実は、ハードパン初心者には、スチーム機能が優秀なハイエンド電気オーブンの方が成功率は高いと言われています。ガスは火力が強い分、水蒸気量のコントロールが難しい玄人向けの側面があるからです。

手軽に色々なパンやお菓子を楽しみたいなら

「食パンも焼きたいし、ロールパンも、たまにはクッキーやケーキも焼きたい」というオールラウンダーには、ミドルクラス以上の電気オーブンが最適です。

発酵機能が使いやすく、温度管理も自動で行ってくれるため、失敗が少なくなります。特にスポンジケーキやシフォンケーキなどは、電気オーブンの方がしっとりときれいに焼けることが多いです。

キッチン環境と将来の引っ越し予定を考慮

賃貸マンションやアパートに住んでいて、将来的に引っ越しの可能性があるなら、間違いなく電気オーブンをおすすめします。ガスオーブンはガスの種類(都市ガス・プロパン)が変わると使えなくなったり、部品交換が必要になったりします。また、新居にガス栓があるとも限りません。身軽さを重視するなら電気が無難です。

初心者が最初に選ぶべきオーブンの基準

初めてパン作り専用のオーブンを買うなら、まずは「庫内が広く(30Lクラス)、最高温度が300℃まで設定できる電気オーブン」を探してみてください。このスペックがあれば、ハード系からソフト系まで一通りのパンを美味しく焼くことができます。

ガスオーブンは、「今の電気オーブンではどうしても満足できない」「一度に焼く量が多すぎて電気では追いつかない」と感じた時の、セカンドステップとして検討しても遅くはありません。

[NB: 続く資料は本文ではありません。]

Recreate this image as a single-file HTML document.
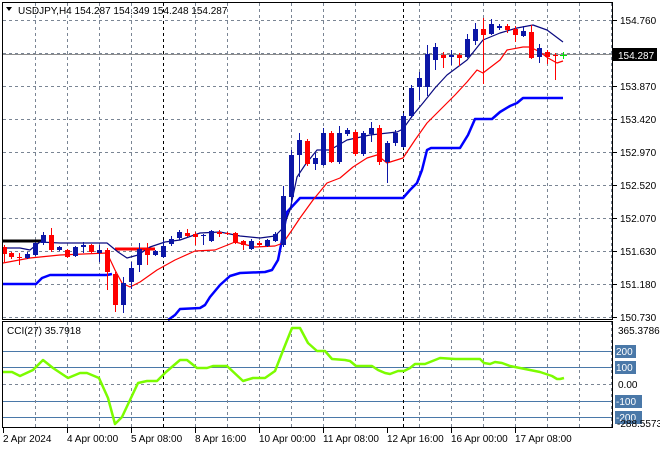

まとめ:電気オーブンとガスオーブンの違いを理解して理想のパン作りを

パン作りにおける電気オーブンとガスオーブンの違いについて解説してきました。かつては「パンを焼くならガス」と言われていましたが、電気オーブンの進化により、今ではどちらを選んでも十分に美味しいパンが焼ける時代になっています。

電気オーブンは、設置の手軽さ、発酵やスチームなどの多機能さ、そしてソフト系パンのしっとりした焼き上がりが魅力です。一方、ガスオーブンは、圧倒的な火力による予熱の速さ、復帰力の高さ、そしてハード系パンの力強い焼き上がりが強みです。

大切なのは、「自分がどんなパンを、どのくらいの頻度で、どんな環境で焼きたいか」を明確にすることです。それぞれの特徴をよく理解した上で、あなたのパン作りライフを支える最高のパートナーを見つけてくださいね。